Taking its place as the center of art and culture in Tokyo, Ueno has a vast array of museums, art and education institutions as well as one of the cities largest parks; inside of which you will find said establishments. In addition to everything art related, Ueno has one of Tokyo’s best street markets, the Ameya Yokocho where you will find just about anything if you look diligently.
Nippori / Yanaka
Possibly the oldest and certainly the best preserved part of the city is between Nishi-Nippori and West Ueno, or what is generally referred to as Yanaka. Here you will find not only some of the best specimens of Temples and Shrines, un molested by the War and earthquakes, but also entire sections of the city, revealing what ‘Old Tokyo’ actually looked like. This window into time is an essential part of the Tokyo Experience.
Asakusa shares many characteristics and elements with Yanaka / Nippori. But with something more; the Sensoji Temple. A huge complex, the grounds and environs of the Sensoji Temple make up several temples, shrines, the venerable Nakamise Dori market, five story pagoda and more. It is the complete Traditional Japan experience all in one area. The only thing its missing is a Japanese Garden.
Though once not as tourist friendly and rather seedy (well, still quite seedy), Ikebukuro is moving up in the world and slowly taking its place as one of the hubs of tourism and general activity in the city. At the East JR Exit you’ll find a section of the downtown with ‘car-free’ streets, where hordes of people stroll through on the commute or for leisure, for there is an abundance of shopping, entertainment and eating abound.

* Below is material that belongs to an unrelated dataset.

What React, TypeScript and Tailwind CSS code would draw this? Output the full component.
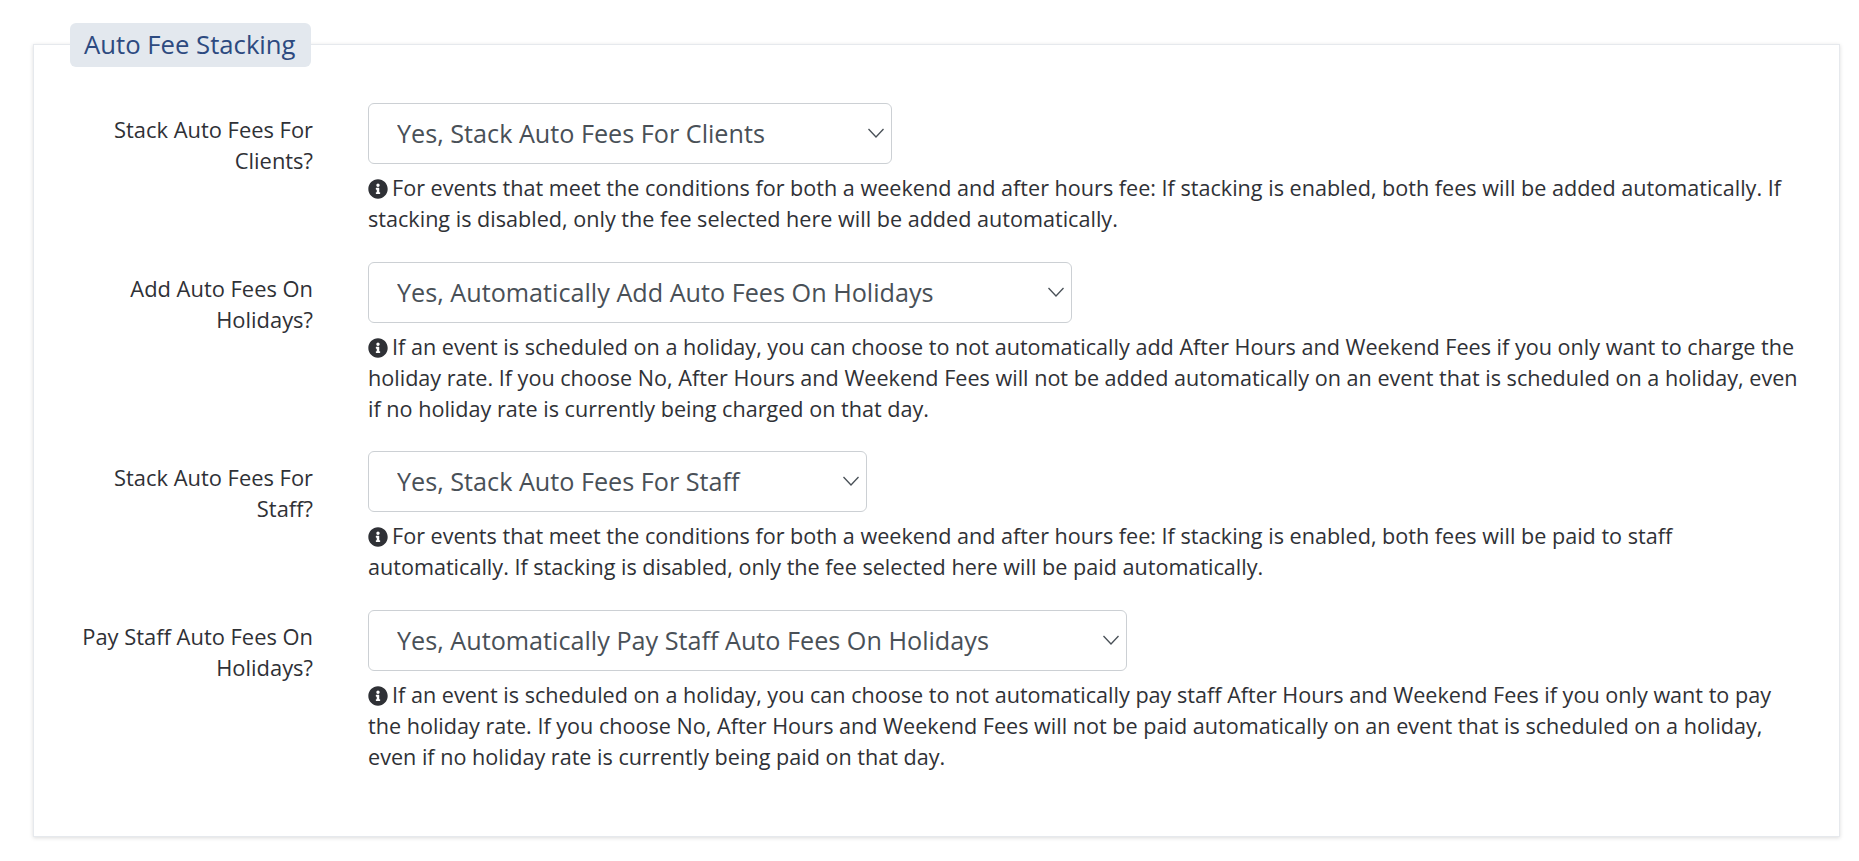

Roppongi (or Giroppon as it is called) has gained a reputation as being the center of ‘debauch’ and shameless hedonism in the City of the Rising Sun. While this certainly is a fact, we will focus on more uplifting things, such as Tokyo Midtown and Roppongi Hills, two separate complexes which host some of the most modern malls you’ll find in the city, however the price tag is generally a bit steep. ?
Frankly speaking, Shibuya is most frequented by young women, from late teens to twenties who come here to keep up with the latest music and fashion trends. Different from Ginza which is strictly high-end shopping, Shibuya is trendy, whether it be high-end or not. Other than the hottest fashion trends, strangely or not so strangely, Shibuya has the largest network of Love Hotels in Japan, alley after alley of seedy and tacky love shacks.
Tokyo’s true ‘downtown’ can be found in West Shinjuku, where you will see the cities largest and most dense collection of skyscrapers. Over in East Shinjuku you’ll find mostly shopping and of course near Kabukicho: blocks of seedy bars, clubs, houses of ill repute, and houses of iller repute.
Harajuku is a relatively small area, consisting of a few city blocks. It is most frequented by teenagers (mostly girls) and is a shopping district. What makes Harajuku unique is the fact that it is the center for ‘cosplay’, the activity of dressing up in costumes, from either your own imagination or from famous movies etc. You can find groups of people in cosplay around the Harajuku JR station, and more in greater numbers on Sundays.
Harajuku is also where you’ll find the highest percentage of ‘weirdly’ dressed people, who are not even doing cosplay, just dressing strangely.
South Tokyo & Yokohama
There is really only one reason to go to Ebisu, as the city itself is rather non-descript and mostly light commercial zoning with some residential, nothing really happening, with one exception. Ebisu Garden Place is one of the most charming spots in the city. Designed in the European style with great detail its hard to imagine that you’re still in Tokyo. Here you will find cafés, shopping, museums and plenty of charming promenades.
Far off form the action is Meguro. Surprisingly some of the more expensive housing and residential land can be found here, in addition to a few museums. This of course isn’t very exciting for the explorer, save for the fact that hidden away in Meguro is the smashing and stylish Gajoen Hotel, with delicious dining and beautiful gardens and exhibts; all open to the public.
An artificial island that was reclaimed from the Tokyo Bay, costing Billions has finally paid off, Odaiba has become one of the top locations for fun and entertainment in Tokyo. It is also home to Tokyo’s most daring and bizarre architecture, some structures will make you swear you’ve seen them before in a Star Wars movie. You’ll find Japan’s tallest Ferris Wheel, beaches, long sea-side walks, shopping, exhibition centers, Toyota Car Show and much more.
Fourty five minutes South West of Tokyo is Japan’s second largest City, Yokohama. The city’s downtown core offers an impressive number of attractions and things to see from the spacious bay-side Yamashita Park to the amusement park at the harbor. Interestingly Yokohama has several of superlatives, including: Japan’s biggest Chinatown, Japan’s tallest building, Japan’s fastest Elavator, Japan’s tallest Ferris Wheel, Japan’s Tallest Lighthouse.